Records with interface code

--

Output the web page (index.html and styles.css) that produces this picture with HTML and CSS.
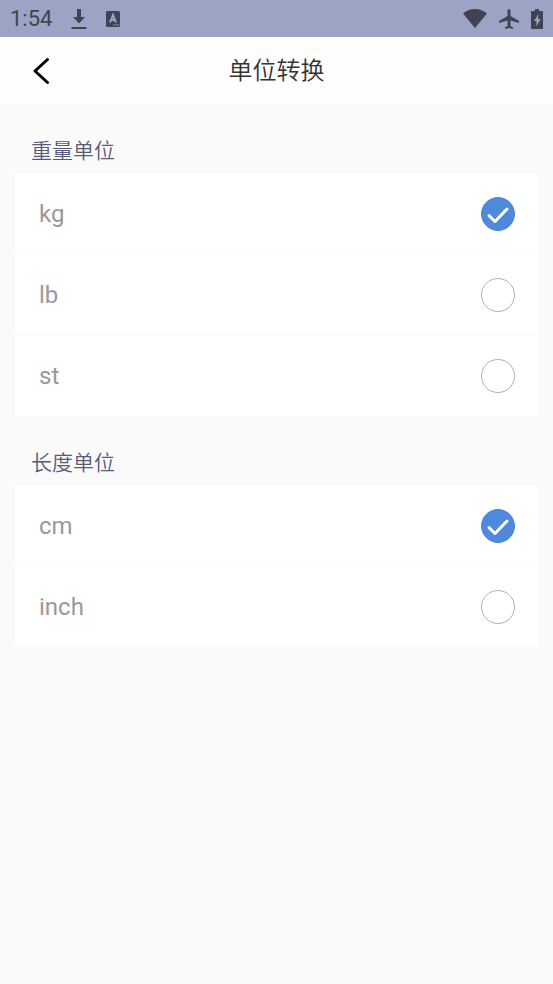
FILE: index.html
```html
<!DOCTYPE html>
<html lang="zh-CN">
<head>
<meta charset="utf-8">
<meta name="viewport" content="width=device-width, initial-scale=1">
<title>单位转换</title>
<link rel="stylesheet" href="styles.css">
</head>
<body>
<div class="status-bar">
  <div class="status-group status-left">
    <span class="clock">1:54</span>
    <svg width="16" height="22" viewBox="0 0 16 22" fill="currentColor" aria-hidden="true"><path d="M6 1h4v8h4l-6 6.500L2 9h4zM0.500 19h15v2h-15z"/></svg>
    <svg width="14" height="16" viewBox="0 0 14 16" aria-hidden="true"><rect width="14" height="16" rx="1.500" fill="currentColor"/><path d="M4 11.500L7 4l3 7.500M5 9h4" fill="none" stroke="#9ba4c4" stroke-width="2"/><path d="M7.500 13.300h1.200v1.200H7.500zM9.700 13.300h1.200v1.200H9.700zM11.800 13.300h1.200v1.200h-1.200z" fill="#9ba4c4"/></svg>
  </div>
  <div class="status-group status-right">
    <svg width="24" height="19" viewBox="0 0 24 19" fill="currentColor" aria-hidden="true"><path d="M0 4.500C3 1.800 7 0 12 0s9 1.800 12 4.500L12 19z"/></svg>
    <svg width="20" height="20" viewBox="2 2 20 20" fill="currentColor" aria-hidden="true"><path d="M22 16v-2l-8.500-5V3.500a1.500 1.500 0 0 0-3 0V9L2 14v2l8.500-2.500V19L8 20.500V22l4-1 4 1v-1.500L13.500 19v-5.500z"/></svg>
    <svg width="12" height="20" viewBox="0 0 12 20" aria-hidden="true"><path d="M1.300 2H4V0h4v2h2.700C11.500 2 12 2.500 12 3.300v15.400c0 .8-.5 1.300-1.300 1.300H1.300C.5 20 0 19.500 0 18.700V3.300C0 2.500.5 2 1.300 2z" fill="currentColor"/><path d="M7.500 5L3 12h2.500v5.500L9.500 10H7z" fill="#9ba4c4"/></svg>
  </div>
</div>
<header class="app-bar">
  <button class="back" type="button" aria-label="返回">
    <svg width="18" height="28" viewBox="0 0 18 28" fill="none" stroke="#000" stroke-width="3" stroke-linecap="round" stroke-linejoin="round" aria-hidden="true"><path d="M15.500 2.500L3 14l12.500 11.500"/></svg>
  </button>
  <h1 class="title">单位转换</h1>
</header>
<main class="content">
  <fieldset class="group">
    <legend class="group-title">重量单位</legend>
    <div class="card">
      <label class="row"><span>kg</span><span class="choice"><input type="radio" name="weight" checked><svg class="tick" viewBox="0 0 34 34" aria-hidden="true"><path d="M8 18.500l6 6L26 12"/></svg></span></label>
      <label class="row"><span>lb</span><span class="choice"><input type="radio" name="weight"><svg class="tick" viewBox="0 0 34 34" aria-hidden="true"><path d="M8 18.500l6 6L26 12"/></svg></span></label>
      <label class="row"><span>st</span><span class="choice"><input type="radio" name="weight"><svg class="tick" viewBox="0 0 34 34" aria-hidden="true"><path d="M8 18.500l6 6L26 12"/></svg></span></label>
    </div>
  </fieldset>
  <fieldset class="group">
    <legend class="group-title">长度单位</legend>
    <div class="card">
      <label class="row"><span>cm</span><span class="choice"><input type="radio" name="length" checked><svg class="tick" viewBox="0 0 34 34" aria-hidden="true"><path d="M8 18.500l6 6L26 12"/></svg></span></label>
      <label class="row"><span>inch</span><span class="choice"><input type="radio" name="length"><svg class="tick" viewBox="0 0 34 34" aria-hidden="true"><path d="M8 18.500l6 6L26 12"/></svg></span></label>
    </div>
  </fieldset>
</main>
</body>
</html>
```
FILE: styles.css
```css
* {
  box-sizing: border-box;
}

body {
  margin: 0;
  background: #fafafa;
  font-family: Roboto, "Noto Sans CJK SC", sans-serif;
}

svg {
  display: block;
}

.status-bar {
  display: flex;
  align-items: center;
  justify-content: space-between;
  height: 37px;
  padding: 0 10px;
  background: #9ba4c4;
  color: #404452;
}

.status-group {
  display: flex;
  align-items: center;
}

.status-left {
  gap: 19px;
}

.status-right {
  gap: 12px;
}

.clock {
  font-size: 22px;
  line-height: 26px;
}

.app-bar {
  display: grid;
  grid-template-columns: 64px 1fr 64px;
  align-items: center;
  height: 67px;
  background: #fefefe;
}

.back {
  display: flex;
  align-items: center;
  justify-content: flex-end;
  height: 48px;
  padding: 0 14px 0 0;
  border: 0;
  background: none;
}

.title {
  margin: 0;
  color: #333;
  font-size: 24px;
  font-weight: 350;
  line-height: 36px;
  text-align: center;
}

.content {
  padding: 0 15px;
}

.group {
  min-width: 0;
  margin: 0;
  padding: 0;
  border: 0;
}

.group-title {
  padding: 31px 16px 7px;
  color: #5a5a78;
  font-size: 21px;
  font-weight: 350;
  line-height: 32px;
}

.card {
  display: grid;
  gap: 1px;
}

.row {
  display: flex;
  align-items: center;
  justify-content: space-between;
  height: 80px;
  padding: 0 23px 0 24px;
  background: #fff;
  color: #999;
  font-size: 24px;
}

.choice {
  display: grid;
}

.choice > * {
  grid-area: 1 / 1;
  width: 34px;
  height: 34px;
}

.choice input {
  appearance: none;
  margin: 0;
  border: 1px solid #b0b0b0;
  border-radius: 50%;
}

.choice input:checked {
  border-color: #4e89db;
  background: #4e89db;
}

.tick {
  visibility: hidden;
  pointer-events: none;
  fill: none;
  stroke: #fff;
  stroke-width: 3;
  stroke-linecap: round;
  stroke-linejoin: round;
}

.choice input:checked + .tick {
  visibility: visible;
}
```
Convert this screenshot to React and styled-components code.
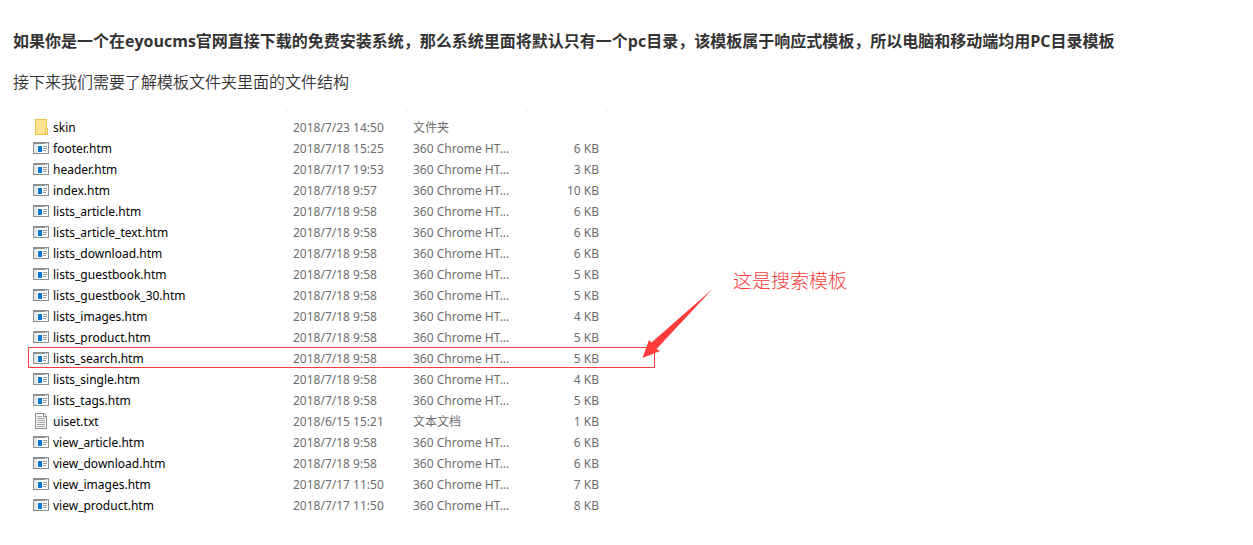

--

Transcribe the listing in full and omit the pictures.

Output the web page (index.html and styles.css) that produces this picture with HTML and CSS.
FILE: index.html
```html
<!DOCTYPE html>
<html lang="zh-CN">
<head>
<meta charset="utf-8">
<meta name="viewport" content="width=device-width, initial-scale=1">
<title>单位转换</title>
<link rel="stylesheet" href="styles.css">
</head>
<body>
<div class="status-bar">
  <div class="status-group status-left">
    <span class="clock">1:54</span>
    <svg width="16" height="22" viewBox="0 0 16 22" fill="currentColor" aria-hidden="true"><path d="M6 1h4v8h4l-6 6.500L2 9h4zM0.500 19h15v2h-15z"/></svg>
    <svg width="14" height="16" viewBox="0 0 14 16" aria-hidden="true"><rect width="14" height="16" rx="1.500" fill="currentColor"/><path d="M4 11.500L7 4l3 7.500M5 9h4" fill="none" stroke="#9ba4c4" stroke-width="2"/><path d="M7.500 13.300h1.200v1.200H7.500zM9.700 13.300h1.200v1.200H9.700zM11.800 13.300h1.200v1.200h-1.200z" fill="#9ba4c4"/></svg>
  </div>
  <div class="status-group status-right">
    <svg width="24" height="19" viewBox="0 0 24 19" fill="currentColor" aria-hidden="true"><path d="M0 4.500C3 1.800 7 0 12 0s9 1.800 12 4.500L12 19z"/></svg>
    <svg width="20" height="20" viewBox="2 2 20 20" fill="currentColor" aria-hidden="true"><path d="M22 16v-2l-8.500-5V3.500a1.500 1.500 0 0 0-3 0V9L2 14v2l8.500-2.500V19L8 20.500V22l4-1 4 1v-1.500L13.500 19v-5.500z"/></svg>
    <svg width="12" height="20" viewBox="0 0 12 20" aria-hidden="true"><path d="M1.300 2H4V0h4v2h2.700C11.500 2 12 2.500 12 3.300v15.400c0 .8-.5 1.300-1.300 1.300H1.300C.5 20 0 19.500 0 18.700V3.300C0 2.500.5 2 1.300 2z" fill="currentColor"/><path d="M7.500 5L3 12h2.500v5.500L9.500 10H7z" fill="#9ba4c4"/></svg>
  </div>
</div>
<header class="app-bar">
  <button class="back" type="button" aria-label="返回">
    <svg width="18" height="28" viewBox="0 0 18 28" fill="none" stroke="#000" stroke-width="3" stroke-linecap="round" stroke-linejoin="round" aria-hidden="true"><path d="M15.500 2.500L3 14l12.500 11.500"/></svg>
  </button>
  <h1 class="title">单位转换</h1>
</header>
<main class="content">
  <fieldset class="group">
    <legend class="group-title">重量单位</legend>
    <div class="card">
      <label class="row"><span>kg</span><span class="choice"><input type="radio" name="weight" checked><svg class="tick" viewBox="0 0 34 34" aria-hidden="true"><path d="M8 18.500l6 6L26 12"/></svg></span></label>
      <label class="row"><span>lb</span><span class="choice"><input type="radio" name="weight"><svg class="tick" viewBox="0 0 34 34" aria-hidden="true"><path d="M8 18.500l6 6L26 12"/></svg></span></label>
      <label class="row"><span>st</span><span class="choice"><input type="radio" name="weight"><svg class="tick" viewBox="0 0 34 34" aria-hidden="true"><path d="M8 18.500l6 6L26 12"/></svg></span></label>
    </div>
  </fieldset>
  <fieldset class="group">
    <legend class="group-title">长度单位</legend>
    <div class="card">
      <label class="row"><span>cm</span><span class="choice"><input type="radio" name="length" checked><svg class="tick" viewBox="0 0 34 34" aria-hidden="true"><path d="M8 18.500l6 6L26 12"/></svg></span></label>
      <label class="row"><span>inch</span><span class="choice"><input type="radio" name="length"><svg class="tick" viewBox="0 0 34 34" aria-hidden="true"><path d="M8 18.500l6 6L26 12"/></svg></span></label>
    </div>
  </fieldset>
</main>
</body>
</html>
```
FILE: styles.css
```css
* {
  box-sizing: border-box;
}

body {
  margin: 0;
  background: #fafafa;
  font-family: Roboto, "Noto Sans CJK SC", sans-serif;
}

svg {
  display: block;
}

.status-bar {
  display: flex;
  align-items: center;
  justify-content: space-between;
  height: 37px;
  padding: 0 10px;
  background: #9ba4c4;
  color: #404452;
}

.status-group {
  display: flex;
  align-items: center;
}

.status-left {
  gap: 19px;
}

.status-right {
  gap: 12px;
}

.clock {
  font-size: 22px;
  line-height: 26px;
}

.app-bar {
  display: grid;
  grid-template-columns: 64px 1fr 64px;
  align-items: center;
  height: 67px;
  background: #fefefe;
}

.back {
  display: flex;
  align-items: center;
  justify-content: flex-end;
  height: 48px;
  padding: 0 14px 0 0;
  border: 0;
  background: none;
}

.title {
  margin: 0;
  color: #333;
  font-size: 24px;
  font-weight: 350;
  line-height: 36px;
  text-align: center;
}

.content {
  padding: 0 15px;
}

.group {
  min-width: 0;
  margin: 0;
  padding: 0;
  border: 0;
}

.group-title {
  padding: 31px 16px 7px;
  color: #5a5a78;
  font-size: 21px;
  font-weight: 350;
  line-height: 32px;
}

.card {
  display: grid;
  gap: 1px;
}

.row {
  display: flex;
  align-items: center;
  justify-content: space-between;
  height: 80px;
  padding: 0 23px 0 24px;
  background: #fff;
  color: #999;
  font-size: 24px;
}

.choice {
  display: grid;
}

.choice > * {
  grid-area: 1 / 1;
  width: 34px;
  height: 34px;
}

.choice input {
  appearance: none;
  margin: 0;
  border: 1px solid #b0b0b0;
  border-radius: 50%;
}

.choice input:checked {
  border-color: #4e89db;
  background: #4e89db;
}

.tick {
  visibility: hidden;
  pointer-events: none;
  fill: none;
  stroke: #fff;
  stroke-width: 3;
  stroke-linecap: round;
  stroke-linejoin: round;
}

.choice input:checked + .tick {
  visibility: visible;
}
```
Convert this screenshot to React and styled-components code.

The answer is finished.